13/04/2018
Tous les abécédaires sont confectionnés, par nos soins, sur la base des ouvrages, articles et correspondances des auteur.e.s.
Texte inédit pour le site de Ballast
« Pourquoi est-il si difficile d’aimer le monde ? », s’interroge Hannah Arendt dans son Journal de pensée. Née en 1906 dans une famille juive allemande et disparue en 1975 dans son pays d’exil, les États-Unis, celle qui n’entendait pas se dire philosophe a traversé les « sombres temps » d’une Europe minée par le totalitarisme, la guerre et l’antisémitisme. Convaincue que ces événements, qui ont bouleversé son existence personnelle, sont les symptômes d’une logique plus globale, elle a consacré sa vie à la compréhension et à la critique de ce qui les a rendus possibles. L’œuvre d’Arendt, édifiée sur les ruines des grandes traditions politiques modernes, est éclectique et semble inassignable. Sa seule constante : un effort infatigable pour redonner son sens à l’action politique, pour repêcher ce « trésor perdu des révolutions » que les États modernes ont englouti.
Amor mundi : « J’entends par [avoir l’esprit politique] prendre un plus grand soin du monde, qui était là avant que nous n’apparaissions et qui sera là après que nous aurons disparu, que de nous-mêmes, de nos intérêts immédiats et de nos vies […]. Amor mundi : amour ou plutôt dévouement pour le monde dans lequel nous sommes nés. » (Cité par É. Tassin, dans Le Trésor perdu : Hannah Arendt, l’intelligence de l’action politique, Payot, 1999)

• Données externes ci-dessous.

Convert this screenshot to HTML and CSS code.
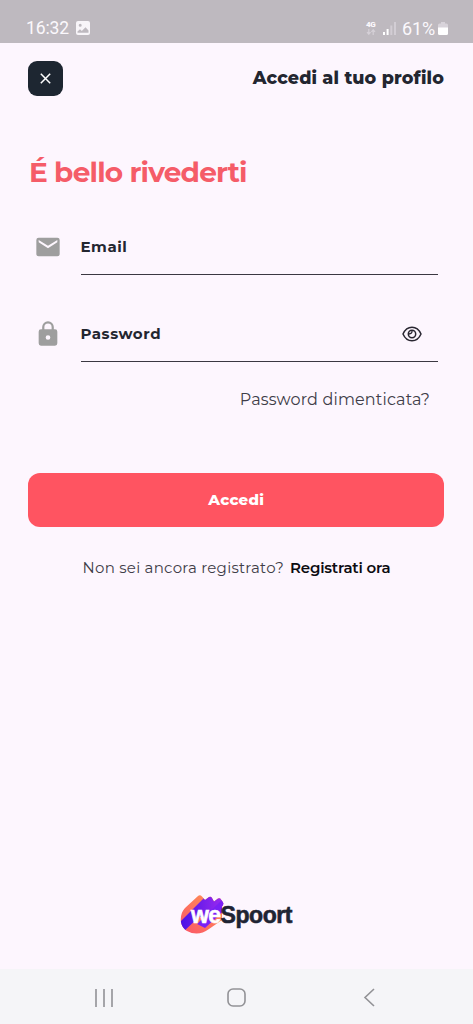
FILE: index.html
```html
<!DOCTYPE html>
<html lang="it">
<head>
<meta charset="utf-8">
<title>Accedi al tuo profilo</title>
<link rel="stylesheet" href="styles.css">
</head>
<body>
<div class="screen">
  <div class="status">
    <span class="clock">16:32</span>
    <svg class="photo" width="14" height="14" viewBox="0 0 14 14"><path fill="#f8f5f9" fill-rule="evenodd" d="M2 0h10a2 2 0 0 1 2 2v10a2 2 0 0 1-2 2H2a2 2 0 0 1-2-2V2a2 2 0 0 1 2-2zM1.5 11.8h11V9.6L9.5 6.3 5.8 9.9 4 8.3 1.5 10.6zM4.2 2.8a1.5 1.5 0 1 0 0 3a1.5 1.5 0 0 0 0-3z"/></svg>
    <div class="network"><b>4G</b>
      <svg width="10" height="6" viewBox="0 0 10 6" fill="none" stroke="#d5d0d7" stroke-width="1.2"><path d="M2.8 0v5M1 3.2l1.8 2 1.8-2M7.2 6V1M5.4 2.8l1.8-2 1.8 2"/></svg>
    </div>
    <svg class="signal" width="13" height="13" viewBox="0 0 13 13"><path fill="#fff" d="M0 10h2v3H0zM3.600 7h2v6h-2z"/><path fill="#d2cdd4" d="M7.300 3.500h2V13h-2zM11 0h2v13h-2z"/></svg>
    <span class="charge">61%</span>
    <svg width="10" height="13" viewBox="0 0 10 13"><path fill="#d8d3da" d="M3 0h4v1.600h1.500A1.500 1.500 0 0 1 10 3.100V6H0V3.100a1.500 1.500 0 0 1 1.500-1.500H3z"/><path fill="#fff" d="M0 5.500h10v6a1.500 1.500 0 0 1-1.500 1.500h-7A1.500 1.500 0 0 1 0 11.500z"/></svg>
  </div>
  <main class="content">
    <header class="top">
      <button class="close" aria-label="Chiudi"><svg width="11" height="11" viewBox="0 0 11 11" stroke="#fff" stroke-width="1.500"><path d="M.8.8l9.400 9.400M10.200.8L.8 10.200"/></svg></button>
      <h2 class="title">Accedi al tuo profilo</h2>
    </header>
    <h1 class="welcome">É bello rivederti</h1>
    <div class="field">
      <svg class="lead" width="28" height="28" viewBox="0 0 24 24"><path fill="#9e9e9e" d="M20 4H4a2 2 0 0 0-2 2v12a2 2 0 0 0 2 2h16a2 2 0 0 0 2-2V6a2 2 0 0 0-2-2zm0 4l-8 5-8-5V6l8 5 8-5z"/></svg>
      <div class="line"><span class="label">Email</span></div>
    </div>
    <div class="field second">
      <svg class="lead" width="28" height="28" viewBox="0 0 24 24"><path fill="#9e9e9e" d="M18 8h-1V6A5 5 0 0 0 7 6v2H6a2 2 0 0 0-2 2v10a2 2 0 0 0 2 2h12a2 2 0 0 0 2-2V10a2 2 0 0 0-2-2zm-6 9a2 2 0 1 1 0-4 2 2 0 0 1 0 4zm3.100-9H8.900V6a3.100 3.100 0 0 1 6.200 0z"/></svg>
      <div class="line"><span class="label">Password</span>
        <svg class="eye" width="20" height="16" viewBox="0 0 20 16" fill="none" stroke="#292631" stroke-width="1.500"><path d="M1 8C5-1.100 15-1.100 19 8C15 17.100 5 17.100 1 8z"/><circle cx="10" cy="8" r="3.700"/><path stroke-width="1.300" d="M10 4.600Q10.400 7.800 6.800 8"/></svg>
      </div>
    </div>
    <a class="forgot">Password dimenticata?</a>
    <button class="submit">Accedi</button>
    <p class="register"><span class="ask">Non sei ancora registrato?</span><a class="join">Registrati ora</a></p>
    <svg class="logo" width="113" height="40" viewBox="0 0 113 40" role="img" aria-label="weSpoort">
      <defs>
        <clipPath id="mark"><path d="M5 13L18 1q2-1.500 4 .5l3 3.500 4-3q2-1 3 1l2 3.500 4-3q2-1 3 1l2 3q1 2-1 4L42 25 29 34Q18 42 7 36C-2 30 0 18 5 13z"/></clipPath>
        <linearGradient id="violet" x1="0" x2="1"><stop stop-color="#4311e6"/><stop offset="1" stop-color="#a52df0"/></linearGradient>
        <linearGradient id="coral" x1="0" y1="1" x2="1" y2="0"><stop stop-color="#fb5268"/><stop offset="1" stop-color="#ff9b52"/></linearGradient>
      </defs>
      <g clip-path="url(#mark)">
        <path fill="url(#coral)" d="M0 0h48v40H0z"/>
        <path fill="url(#violet)" d="M-2 29L33-6h15v17L33 22H19L2 38z"/>
        <path fill="#7a20f5" d="M17 29L43 4l5 8-23 21z"/>
      </g>
      <text class="wordmark we" x="11" y="27.500" textLength="30">we</text>
      <text class="wordmark" x="40.500" y="27.500" textLength="72">Spoort</text>
    </svg>
  </main>
  <nav class="navbar">
    <svg width="18" height="18" viewBox="0 0 18 18" stroke="#929296" stroke-width="1.600"><path d="M1 0v18M9 0v18M17 0v18"/></svg>
    <svg class="home" width="19" height="19" viewBox="0 0 19 19" fill="none" stroke="#929296" stroke-width="1.600"><rect x="1" y="1" width="17" height="17" rx="5"/></svg>
    <svg width="12" height="19" viewBox="0 0 12 19" fill="none" stroke="#929296" stroke-width="1.600"><path d="M11 1L2 9.500l9 8.500"/></svg>
  </nav>
</div>
</body>
</html>
```
FILE: styles.css
```css
* { box-sizing: border-box; margin: 0; }
body { font-family: Montserrat, Inter, sans-serif; color: #232630; background: #fdf6fe; }
button { border: 0; font: inherit; color: inherit; padding: 0; }
svg { display: block; flex: none; }
.screen { width: 473px; height: 1024px; display: flex; flex-direction: column; overflow: hidden; }
.status { height: 43px; background: #beb9bf; color: #fbf8fc; display: flex; align-items: center; padding: 13px 25px 0 26px; font: 17.500px Roboto, sans-serif; }
.clock { width: 43px; white-space: nowrap; letter-spacing: -.1px; }
.photo { margin-left: 7px; }
.network { margin-left: auto; width: 11px; font: bold 8px/8px Roboto, sans-serif; letter-spacing: -.2px; }
.network b { display: block; }
.signal { margin: 1px 6px 0; }
.charge { margin-right: 3px; font-size: 18px; letter-spacing: -.1px; }
.content { flex: 1; display: flex; flex-direction: column; padding: 17.500px 29px 34px; }
.top { display: flex; justify-content: space-between; align-items: center; height: 35px; }
.close { width: 35px; height: 35px; border-radius: 9px; background: #1d2631; display: grid; place-items: center; margin-left: -.6px; }
.title { font-size: 17.500px; line-height: 22px; font-weight: 800; white-space: nowrap; letter-spacing: .15px; }
.welcome { margin-top: 57.500px; height: 38px; font-size: 28px; line-height: 38px; font-weight: 700; color: #f55c68; white-space: nowrap; letter-spacing: -.8px; }
.field { display: flex; height: 56px; margin-top: 28px; padding: 0 6px 0 5px; }
.second { margin-top: 31px; }
.lead { margin-top: 13.500px; }
.line { flex: 1; margin-left: 18.500px; border-bottom: 1px solid #3b3842; display: flex; justify-content: space-between; align-items: center; padding-right: 16px; }
.label { font-size: 15px; font-weight: 700; letter-spacing: .55px; }
.forgot { align-self: flex-end; margin: 27px 14px 0 0; font-size: 16px; line-height: 22px; color: #403d48; white-space: nowrap; letter-spacing: .15px; }
.submit { height: 54px; margin: 62px 0 0 -.6px; padding-bottom: 2px; border-radius: 12px; background: #ff5461; color: #fff; font-size: 15px; font-weight: 800; letter-spacing: .25px; }
.register { display: flex; justify-content: center; gap: 6px; margin-top: 31px; font-size: 15px; line-height: 20px; white-space: nowrap; }
.ask { color: #403d48; letter-spacing: .25px; }
.join { color: #0c0b10; font-weight: 600; letter-spacing: -.2px; }
.logo { margin: auto auto 0; }
.wordmark { font: 700 23px "Liberation Sans", sans-serif; fill: #1f2433; stroke: #1f2433; stroke-width: .6px; }
.we { fill: #fff; stroke: #fff; }
.navbar { height: 55px; background: #f5f5f8; display: flex; justify-content: space-between; align-items: center; padding: 2px 98px 0 95px; }
.home { margin-left: -3px; }
```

Bonheur public : « [Dans le mouvement étudiant,] le jeu politique a pris une dimension nouvelle : l’action s’avérait avoir un côté plaisant. Cette génération découvrait ce que le XVIIIe siècle avait appelé le bonheur public, c’est-à-dire que participer à la vie publique donne accès à une dimension de l’expérience humaine qui, sinon, demeurerait inconnue, et que cette expérience est en quelque sorte inséparable du bonheur complet. » (« Politique et révolution », entretien avec Aldebert Reif pour la New York Review of Books, 12 avril 1971)
Conservatisme : « En politique, cette attitude conservatrice — qui accepte le monde tel qu’il est et ne lutte que pour préserver le statu quo — ne peut mener qu’à la destruction […]. Parce que le monde est fait par des mortels, il s’use ; et parce que ses habitants changent continuellement, il court le risque de devenir mortel comme eux. […] Notre espoir réside toujours dans l’élément de nouveauté que chaque génération apporte avec elle. » (« La Crise de l’éducation », La Crise de la culture, Gallimard, 1989)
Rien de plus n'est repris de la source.